Contentons-nous de quelques indications sommaires, en ayant soin toutefois de faire sentir les incertitudes où Aristote nous laisse. Il y a un intellect discursif qui est tout voisin de l’imagination, bien que déjà supérieur à elle : c’est, à vrai dire, la faculté dont l’ὑπόλεψις est l’acte[2]. Nous le laisserons de côté pour nous occuper de celui qui correspond à la νόησις τῶν ἀδιαιρέτων (ibid. 6, déb.). Cet intellect a plusieurs degrés. Il en a deux au moins. Il est, d’une part, l’intellect passif (παθητικός), l’intellect qui devient (τῷ πάντα γίγνεσθαι) : il est d’autre part l’intellect qui fait (τῷ πάντα ποιεῖν) (ibid. chap. 5). L’intellect passif, l’intellect qui devient, n’est par lui-même rien d’actuel : c’est une tablette sur laquelle originairement il n’y a rien décrit.

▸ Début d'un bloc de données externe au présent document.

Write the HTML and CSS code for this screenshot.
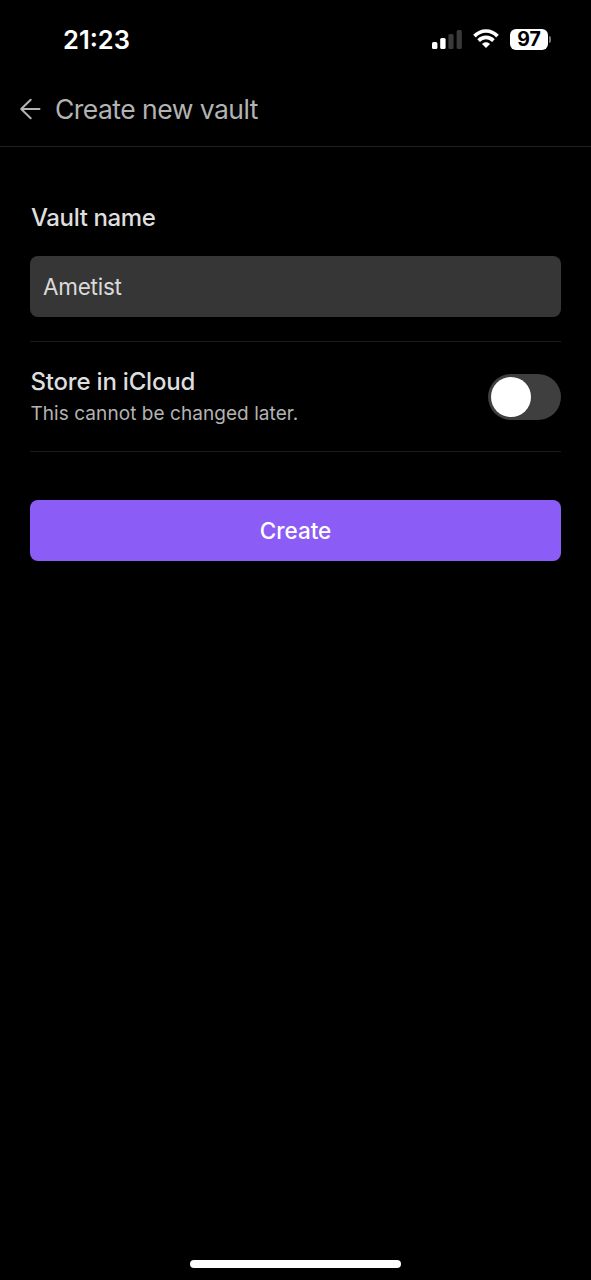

C’est un simple réceptacle, qui ne serait pas sans analogie avec la matière première, puisque, afin de ne pas compromettre la vérité ou, comme nous dirions, l’objectivité de la connaissance, il faut qu’il soit entièrement indéterminé[3]. Toutefois il est clair qu’il doit, à la différence de la matière, ne pas individualiser les formes qui tombent en lui, et c’est peut-être là ce qu’indique Aristote

  1. Cf. An. post. I, 1 ; II, 19 ; Métaph. Λ, 1 ; Phys. I, 1 déb. ; De an., III, 8, 432 a, 4 : … ἐν τοῖς εἴδεσι τοῖς αἰσθητοῖς τὰ νοητά ἐστι… 431 b, 2 : τὰ μὲν οὖν εἴδη τὸ νοητικὸν ἐν τοῖς φαντάσμασι νοεῖ… Voir p. 396 n. 3.
  2. De an. III, 4, 429 a, 23 : λέγω δὲ νοῦν, ᾧ διανοεῖται καὶ ὑπολαμβάνει ἡ ψυχή.
  3. Ibid. a, 15-29 : ἀπαθὲς ἄρα δεῖ εἶναι, δεκτικὸν δὲ τοῦ εἴδους καὶ δυνάμει τοιοῦτον, ἀλλὰ μὴ τοῦτο… ἀνάγκη ἄρα, ἐπεὶ πάντα νοεῖ, ἀμιγῆ εἶναι ὥστε μηδ’ αὐτοῦ εἶναι φύσιν μηδεμίαν ἀλλ’ ἢ ταύτην, ὅτι δυνατόν [cf. n. 1 de la p. 387]… b, 30 : … δυνάμει πώς ἐστι τὰ νοητὰ ὁ νοῦς, ἀλλ’ ἐντελεχείᾳ οὐδέν, πρὶν ἂν νοῇ. δεῖ δ’ οὕτως ὥσπερ ἐν γραμματείῳ ᾧ μηθὲν ὑπάρχει ἐντελεχείᾳ γεγραμμένον… Sur ce dernier point, cf. Rodier, op. cit., II, p. 457.